Celebrity Hounds. Loved Reagan too, if they were alive back then, for the same reason: a famous name disassociated from politics suddenly enters it with the outsider’s promise to be different, to shake things up. These are people — a good many of them women — who loved “The Apprentice.” Had Trump not appeared on their TV screens for the better part of a decade, he would have remained a local New York punchline, a figure of pure tabloid fun. Instead, he portrayed a fictional Donald Trump who pretended to fire people in a fabricated TV entertainment, and a large number of adults apparently thought they were watching a weekly documentary about an actually great man. His money and vulgarity added to this allure, because what’s fun about the rich and famous is they aren’t like you and me, don’t have to live by our values. For these disaffected or simply bored millions, Trump’s presidency, his existence, has been another form of escapism — from the soft tyranny of expertise, the perceived condescension of coastal elites, the complexity and nuance of traditional political discourse. A return to the boring agenda of adult governance is like withdrawing an addictive drug that they’ll continue to fight to receive.

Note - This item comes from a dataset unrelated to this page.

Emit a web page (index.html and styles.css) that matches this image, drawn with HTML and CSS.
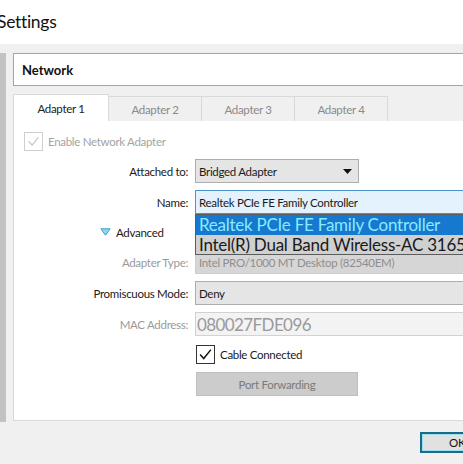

That’s all I got. Of course these are mere categories that mesh and overlap in the Venn diagram of real life. But those are the limits of my imagining of what induced upwards of 74 million Americans to vote for Trump, and to tolerate his deadly antics of last week. I’m sure I’m missing something, a crucial empathy with the voiceless downtrodden, the small business owner liberated from the yoke of bureaucracy, the earnest patriot who pines for the mythic national pride and unanimity of his parents’ prime. But try as I might, and as those words suggest, I fall into caricature and condescension of the very kind I revile in the right, and that’s no way to truly understand my fellow citizens.

Yet this is the exercise we’re called to now. We need to find new and more generous and more humane ways to imagine one another if we’re to avoid more days like January 6th. We need to re-educate ourselves, yes, but we need more than anything a renewal of mutual imagination.